We are not too worried about which iteration of common classical fantasy races you would like to bring to The Tapestry. As such the only rule/guideline to follow when considering to play [insert classic fantasy race here] is that it continues to hold the essence of what makes it what it is. Many of these races exist in many and altered forms depending on what region you learn about them in, but they typically have a lot of the same qualities across the board. We will not be holding you to one particular presentation of these common and fantastical options.
While Dragons are present as 'quests' (slay the dragon, earn the glory, etc) they are almost always NPC material. Dispensation may be given by staff to play a Dragon, but this should not be assumed to be common, or even likely.
Why no Dragons?
- It is generally the experience of the staff that Dragon characters simultaneously cause more problems, and don't contribute much to the chat experience as a whole. The implication is that Dragons are powerful, so it often ends up being the case that Dragon characters do little but bluster about their presumed power, and rarely interact with other characters unless it is to further this appearance of power. While this is spot-on character trait-wise for a Dragon, a creature who has no interest in anything but their own glory, brooding in their fortress or mountain or what have you, does not promote much in the way of roleplay.
- Another problem with Dragons stems from the perception of their power - Dragon's are powerful so it is assumed that a Dragon character is inherently better than characters of other races, based on their popular role in many forms of media. This obviously creates problems, and sometimes friction if it disrupts roleplay when a Dragon comes in and attempts to just fix a situation by virtue of being a dragon alone.
- Dragons as characters are very rarely actually played as Dragons - they rarely ever appear in Dragon form, and often appear as the most attractive character claim a person can find - this leads to the "Bangable humanoid that is really incredibly powerful" problem that can sometimes appear with characters like these. We would prefer to encourage people to shape characters around their personality and experiences - their character - rather than how powerful or attractive they are.

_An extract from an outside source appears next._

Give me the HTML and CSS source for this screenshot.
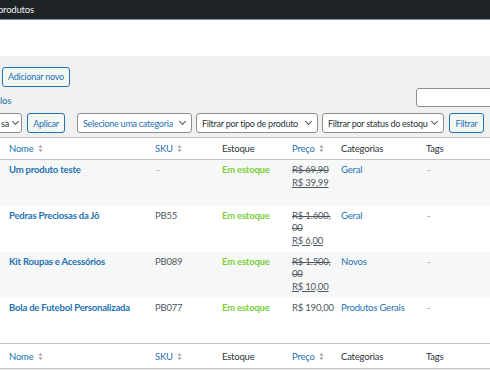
FILE: index.html
```html
<!DOCTYPE html>
<html lang="pt-BR">
<head>
    <meta charset="UTF-8">
    <title>Produtos</title>
    <link rel="stylesheet" href="styles.css">
</head>
<body>
    <div class="adminbar">
        <span class="adminbar-item">produtos</span>
    </div>
    <div class="header-band"></div>

    <div class="wrap">
        <div class="title-row">
            <a class="page-title-action">Adicionar novo</a>
        </div>

        <div class="subsub-row">
            <a class="subsubsub">los</a>
            <input class="search-input" type="text">
        </div>

        <div class="tablenav">
            <div class="select bulk"><span class="label">sa</span><span class="chev"></span></div>
            <button class="btn apply">Aplicar</button>
            <div class="select cat"><span class="label">Selecione uma categoria</span><span class="chev"></span></div>
            <div class="select type"><span class="label">Filtrar por tipo de produto</span><span class="chev"></span></div>
            <div class="select stock"><span class="label">Filtrar por status do estoque</span><span class="chev"></span></div>
            <button class="btn filter">Filtrar</button>
        </div>

        <table class="products">
            <colgroup>
                <col class="c-name">
                <col class="c-sku">
                <col class="c-stock">
                <col class="c-price">
                <col class="c-cat">
                <col class="c-tags">
            </colgroup>
            <thead>
                <tr>
                    <th class="sortable">Nome <svg class="sort" viewBox="0 0 6 10"><path d="M3 0.5 L5.5 4 H0.5 Z M3 9.5 L5.5 6 H0.5 Z"/></svg></th>
                    <th class="sortable">SKU <svg class="sort" viewBox="0 0 6 10"><path d="M3 0.5 L5.5 4 H0.5 Z M3 9.5 L5.5 6 H0.5 Z"/></svg></th>
                    <th>Estoque</th>
                    <th class="sortable">Preço <svg class="sort" viewBox="0 0 6 10"><path d="M3 0.5 L5.5 4 H0.5 Z M3 9.5 L5.5 6 H0.5 Z"/></svg></th>
                    <th>Categorias</th>
                    <th>Tags</th>
                </tr>
            </thead>
            <tbody>
                <tr class="alt">
                    <td><a class="row-title">Um produto teste</a></td>
                    <td class="muted">–</td>
                    <td class="instock">Em estoque</td>
                    <td class="price"><del>R$ 69,90</del><ins>R$ 39,99</ins></td>
                    <td><a class="cat">Geral</a></td>
                    <td class="muted">–</td>
                </tr>
                <tr>
                    <td><a class="row-title">Pedras Preciosas da Jô</a></td>
                    <td class="sku">PB55</td>
                    <td class="instock">Em estoque</td>
                    <td class="price"><del>R$ 1.600,<br>00</del><ins>R$ 6,00</ins></td>
                    <td><a class="cat">Geral</a></td>
                    <td class="muted">–</td>
                </tr>
                <tr class="alt">
                    <td><a class="row-title">Kit Roupas e Acessórios</a></td>
                    <td class="sku">PB089</td>
                    <td class="instock">Em estoque</td>
                    <td class="price"><del>R$ 1.500,<br>00</del><ins>R$ 10,00</ins></td>
                    <td><a class="cat">Novos</a></td>
                    <td class="muted">–</td>
                </tr>
                <tr>
                    <td><a class="row-title">Bola de Futebol Personalizada</a></td>
                    <td class="sku">PB077</td>
                    <td class="instock">Em estoque</td>
                    <td class="price"><span>R$ 190,00</span></td>
                    <td><a class="cat">Produtos Gerais</a></td>
                    <td class="muted">–</td>
                </tr>
            </tbody>
            <tfoot>
                <tr>
                    <th class="sortable">Nome <svg class="sort" viewBox="0 0 6 10"><path d="M3 0.5 L5.5 4 H0.5 Z M3 9.5 L5.5 6 H0.5 Z"/></svg></th>
                    <th class="sortable">SKU <svg class="sort" viewBox="0 0 6 10"><path d="M3 0.5 L5.5 4 H0.5 Z M3 9.5 L5.5 6 H0.5 Z"/></svg></th>
                    <th>Estoque</th>
                    <th class="sortable">Preço <svg class="sort" viewBox="0 0 6 10"><path d="M3 0.5 L5.5 4 H0.5 Z M3 9.5 L5.5 6 H0.5 Z"/></svg></th>
                    <th>Categorias</th>
                    <th>Tags</th>
                </tr>
            </tfoot>
        </table>
    </div>
</body>
</html>
```

FILE: styles.css
```css
body {
    margin: 0;
    width: 490px;
    height: 370px;
    overflow: hidden;
    background: #f0f0f1;
    font-family: 'Lato', 'Open Sans', sans-serif;
    font-size: 9.5px;
    letter-spacing: -0.2px;
    color: #3c434a;
}

.adminbar {
    height: 19px;
    background: #1d2327;
    border-bottom: 1px solid #8c8f94;
    color: #f0f0f1;
    line-height: 19px;
}

.adminbar-item {
    margin-left: -2px;
}

.header-band {
    height: 36px;
    background: #fff;
}

.wrap {
    padding-top: 11px;
}

.title-row {
    display: flex;
    padding-left: 2px;
}

.page-title-action {
    display: inline-block;
    height: 18px;
    line-height: 18px;
    padding: 0 5px;
    border: 1px solid #2271b1;
    border-radius: 3px;
    background: #f6f7f7;
    color: #2271b1;
    font-size: 9px;
    letter-spacing: -0.25px;
}

.subsub-row {
    display: flex;
    justify-content: space-between;
    align-items: flex-end;
    height: 20px;
}

.subsubsub {
    color: #2271b1;
    line-height: 12px;
}

.search-input {
    width: 80px;
    height: 19px;
    box-sizing: border-box;
    margin: 0 -6px 0 0;
    border: 1px solid #8c8f94;
    border-radius: 3px;
    background: #fff;
}

.tablenav {
    display: flex;
    align-items: center;
    gap: 5px;
    margin-top: 6px;
    height: 20px;
}

.select {
    display: flex;
    align-items: center;
    justify-content: space-between;
    height: 20px;
    box-sizing: border-box;
    padding: 0 4px 0 5px;
    border: 1px solid #8c8f94;
    border-radius: 3px;
    background: #fff;
    color: #2c3338;
    white-space: nowrap;
    flex: none;
    font-size: 9px;
    letter-spacing: -0.25px;
}

.select .label {
    overflow: hidden;
}

.select.bulk {
    width: 42px;
    margin-left: -20px;
    padding-left: 20px;
}

.select.bulk .label {
    overflow: visible;
}

.select.cat {
    width: 115px;
    margin-left: 7px;
}

.select.type {
    width: 122px;
    margin-left: -1px;
}

.select.stock {
    width: 122px;
    margin-left: -1px;
}

.select.stock .label {
    width: 101px;
}

.chev {
    flex: none;
    width: 4px;
    height: 4px;
    border-right: 1px solid #50575e;
    border-bottom: 1px solid #50575e;
    transform: rotate(45deg);
    margin: -3px 2px 0 4px;
}

.btn {
    height: 20px;
    padding: 0;
    border: 1px solid #2271b1;
    border-radius: 3px;
    background: #f6f7f7;
    color: #2271b1;
    font: inherit;
    font-size: 9px;
    letter-spacing: -0.25px;
    flex: none;
}

.btn.apply {
    width: 38px;
}

.btn.filter {
    width: 35px;
}

.products {
    margin-top: 4px;
    border-collapse: collapse;
    table-layout: fixed;
    width: 522px;
    background: #fff;
    border-top: 1px solid #c3c4c7;
}

.c-name { width: 148px; }
.c-sku { width: 67px; }
.c-stock { width: 70px; }
.c-price { width: 49px; }
.c-cat { width: 85px; }
.c-tags { width: 103px; }

.products th {
    text-align: left;
    font-weight: normal;
    color: #2c3338;
    height: 21px;
    padding: 0 7px;
    white-space: nowrap;
}

.products th.sortable {
    color: #2271b1;
}

.products th:first-child,
.products td:first-child {
    padding-left: 9px;
}

.products thead th {
    border-bottom: 1px solid #c3c4c7;
}

.products tfoot th {
    height: 24px;
    border-top: 1px solid #c3c4c7;
    border-bottom: 1px solid #c3c4c7;
}

.sort {
    width: 5px;
    height: 9px;
    fill: #a7aaad;
    vertical-align: -1px;
    margin-left: 2px;
}

.products td {
    vertical-align: top;
    height: 46px;
    box-sizing: border-box;
    padding: 4px 7px;
    line-height: 12px;
    white-space: nowrap;
}

.products tr.alt td {
    background: #f6f7f7;
}

.row-title {
    color: #2271b1;
    font-weight: bold;
}

.muted {
    color: #a7aaad;
}

.sku {
    color: #50575e;
}

.instock {
    color: #7ad03a;
    font-weight: bold;
}

.price {
    color: #50575e;
}

.price del,
.price ins {
    display: block;
}

.price ins {
    margin-top: 1px;
}

.cat {
    color: #2271b1;
}
```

- There is also the unfortunate tendency for Dragon characters to be seen as quaint little status symbols, which in some instances creates an air of elitism or "collecting" of these characters, which again does nothing to improve the roleplay experience. While this is not necessarily common, it is generally believed that not having dragons as a player race is better for the long term health of the chat.
This is not to say that all Dragon character players fall prey to all these problems, or even some of them, but it is better to be proactive and give the player base realistic expectations and understanding of our reasoning.
- These of course, are immersion breaking, or disruptive by their very nature, and fall victim to many of the same problems as Dragons. Characters with god-like power have no challenges, and easily can break a long story by appearing and just fixing a problem, which can cause unintended harm or dispute among players, particularly if a long and arduous storyline is cut down by meddling from these characters.
- The closest to these kinds of characters are the Maestro's and their corrupted counterparts, the Virtuoso's (and these are at best demi-gods, and are absolutely able to die). At this time there are not Maestro's in the world, and most of the Virtuoso's are dead or otherwise in some suspended state. Permission to play these characters is strictly staff-approved to those that have earned the position.
- Everything that has been said about Dragons can be assumed to apply to these mythical birds too. There is also the problematic nature of their persistent rebirth, which disrupts roleplay - a character who can essentially never die takes a lot of the drama out of many roleplay experiences by cheapening the consequences and permanency of death with the ability to side-step the issue, such as making fights meaningless to them as they can just be reborn, which also robs other players of the right to their earned kill.
- Technically everyone that is not native to the Tapestry is an Alien, so this needs a little clarifying. Extra terrestrial creatures with technology exceeding modern day real life capabilities is generally what is meant here. Such technology would obviously completely break the setting when one person walks across the world with a death ray. The Skald has a fine sense of theme and cohesion, so even if these creatures do exist somewhere, the Skald is unlikely to bring them to the Tapestry - there's plenty enough oddness to go around as it is.
Ancient beings (pending revision and approval by other staff)
- This is another one that needs some explanation, as this category is very broad. Generally this description covers anything that is described as living in excess of a thousand years. Many characters that fit this description also fall into one of the categories above, so I won't repeat the problematic elements here. A unique problem of these characters though is that they potentially remove some of the mysticism of the setting if they just happened to be there and have all the answers (the known history of the tapestry is pretty short, and many plot elements rely on things being lost to time, or otherwise poorly documented).